Artists include: Lee Apt, Nancy Azara, Beth Barry, Jonathan Bauch, Darla Bjork, Pat Brentano, Barbara Brier, Arnold Brooks, Greg Brown, Ann Winston Brown, Karin Bruckner, David Cerulli, Pauline Chernichaw, Stephen Cimini, Liz Curtin, Sandi Daniel, Sue Dean, Ellen Denuto, Vija Doks, Madeline Farr , Azita Ghafouri, Cassandra Jennings Hall, Sylvia Harnick, Mary Rieser Heintjes, Barbara Herzfeld, Kevin Hill, Helen Iranyi, Elisabeth Jacobsen, Judy Kaplan, Bernice Sokol Kramer, Ann Kronenberg, Candy Le Sueur, Sarah Leon, Mitchell Lewis, Lindsay, Susan Lisbin, Adrianne Lobel, Carol Massa, Margo Mead, Joan Mellon, Rifka Milder, Patricia Miller, Wendy Moss, Alan Neider, Hilda O'Connell, Issac Paris, Quimetta Perle, Sara Petitt, Robert Petrick, Robin Rule, Laurie Russell, Nieves Saah, Vera Sapozhnikova, Diane Rode Schneck , Jennifer Woolcock Schwartz, Sheila Schwid, Susan Sinek, Stewart Siskind, Regina Silvers, Mel Smothers, Syma, Susan Tunick, Danny Turitz, Marlena Vaccaro, Ellen Wallenstein, Anna Walter, John Whittaker, Gail Winbury, & Sheila Wolper.

 

Janet Goldner

Woven Journey by interdisciplinary artist Janet Goldner, is an immersive installation encapsulating the artist's continued commitment to Mali, combining evocative photographs amassed over years and poignant excerpts from personal journals. Beginning in 1973 with a three-month sojourn in Ghana as part of a study abroad program, Goldner’s journey led her through West Africa, with Mali being the heart of her time there. Facilitated by a prestigious Fulbright Senior Research Fellowship, in 1995, Goldner returned to Mali, where she forged a deep connection with local potters, metalsmiths, and contemporary artists. Since then, several months out of almost every year the artist travels back, where she continues the dialogue with Malian artists about their lives, work, and creative process, nurturing profound friendships, and fostering collaborative artistic connections. Goldner elaborates, “Working transculturally unites people from different cultures, education, histories. The exchange of perspectives and contexts can highlight global similarities and specific cultural differences as contributors think together, contributing beliefs and strategies from their individual experiences. As the work continues over a long period of time, the result can be an identity that is not exclusively linked to a geographic location or ethnicity but to new cultural and conceptual realms.”

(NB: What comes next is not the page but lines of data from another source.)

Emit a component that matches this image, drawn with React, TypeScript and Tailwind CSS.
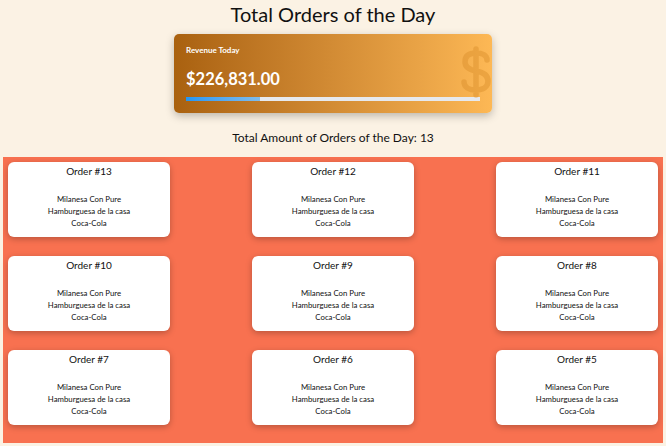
import React from "react";

const orders = [13, 12, 11, 10, 9, 8, 7, 6, 5];
const items = ["Milanesa Con Pure", "Hamburguesa de la casa", "Coca-Cola"];

export default function App() {
  return (
    <div className="w-[666px] h-[446px] bg-[#fbf2e4] overflow-hidden text-black" style={{ fontFamily: "Lato, 'Open Sans', sans-serif" }}>
      <div className="flex flex-col items-center pt-[1px]">
        <h1 className="text-[20px] leading-[26px] font-normal text-[#111]">Total Orders of the Day</h1>
        <div className="mt-[7px] relative w-[318px] h-[79px] rounded-[5px] bg-gradient-to-r from-[#a9610f] to-[#fdb855] shadow-[0_3px_8px_rgba(0,0,0,0.25)] overflow-hidden px-[12px] pt-[11px]">
          <div className="text-[8px] leading-[10px] font-bold text-white">Revenue Today</div>
          <div className="mt-[14px] text-[16.5px] leading-[20px] font-bold text-white">$226,831.00</div>
          <div className="mt-[8px] h-[4px] w-[294px] bg-[#e6e9ee]">
            <div className="h-full w-[25%] bg-gradient-to-r from-[#2196f3] to-[#7fbcea]" />
          </div>
          <svg className="absolute right-[0px] top-[12px]" width="32" height="52" viewBox="0 0 32 52" fill="none">
            <path d="M16 3 V49 M27 14 C27 9 22 7 16 7 C9 7 5 10 5 16 C5 22 11 24 16 25 C22 26 28 28 28 35 C28 41 23 44 16 44 C9 44 4 41 4 36" stroke="#d98f2a" strokeOpacity="0.45" strokeWidth="5.5" strokeLinecap="round" />
          </svg>
        </div>
        <div className="mt-[17px] text-[12px] leading-[16px] text-[#111]">Total Amount of Orders of the Day: 13</div>
      </div>
      <div className="mt-[11px] mx-[3px] bg-[#f87150] pt-[5px] px-[5px] pb-[18px] grid grid-cols-[162px_162px_162px] justify-between gap-y-[19px]">
        {orders.map((n) => (
          <div key={n} className="h-[75px] bg-white rounded-[6px] shadow-[0_2px_6px_rgba(0,0,0,0.25)] flex flex-col items-center pt-[2px]">
            <div className="text-[10px] leading-[15px] text-[#111]">Order #{n}</div>
            <div className="mt-[14px] flex flex-col items-center">
              {items.map((it) => (
                <div key={it} className="text-[7.8px] leading-[12px] text-[#111]">{it}</div>
              ))}
            </div>
          </div>
        ))}
      </div>
    </div>
  );
}
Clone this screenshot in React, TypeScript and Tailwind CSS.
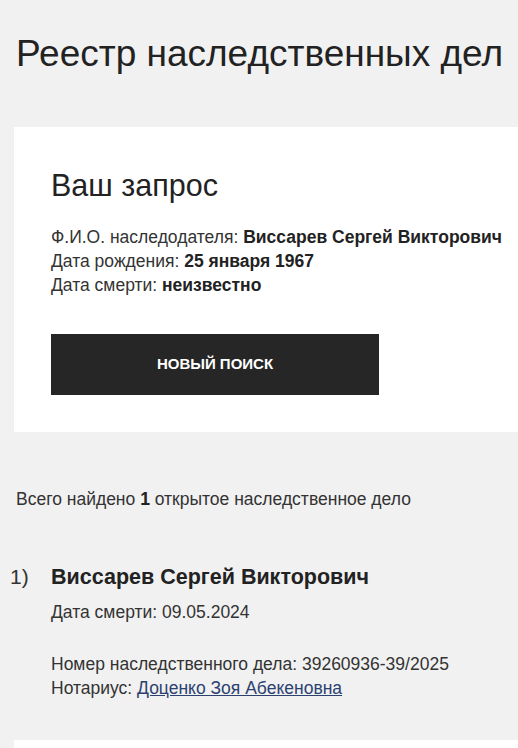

Janet Goldner is a New York City based interdisciplinary artist. Born in Washington, DC., Goldner earned her BA from Antioch College and her MA in sculpture from New York University. Janet’s steel sculpture, photography, video, text, installation, and social projects bridge diverse cultures, exploring and celebrating similarities and differences. Goldner's work has been exhibited in over thirty solo exhibitions, and over one hundred-fifty group exhibitions throughout the United States and internationally. Highlights from Goldner’s museum exhibitions include Global Africa Project, Museum of Art and Design, New York, NY curated by Lowery Sims; Women Facing AIDS, New Museum for Contemporary Art, New York, NY; Multiple Exposures, Museum of Arts and Design, New York, NY; Visions of Life, Islip Museum, Islip, NY curated by Marcia Yerman, Activist New York, The Museum of the City of New York, NY; Beyond Reading: Books As Art, Suffolk Museum, Suffolk, VA; Bronx Museum of the Arts, Bronx NY. Permanent collections include the American Embassy in Mali, the city of Segou, Mali and the Islip Museum on Long Island, NY. She has received four Fulbright Specialist grants (Mali, Zimbabwe, Japan, Uganda) and grants from the Ford Foundation and the United Nations Special Committee Against Apartheid, Mid-Atlantic Arts Foundation, Public Diplomacy grant, US Dept of State. Goldner's published articles include a chapter in Contemporary African Fashion, Indiana University Press, an essay in Poetics of Cloth, Grey Art Gallery, NYU. 

Woven Journey is on view from September 7 - December 20, 2023.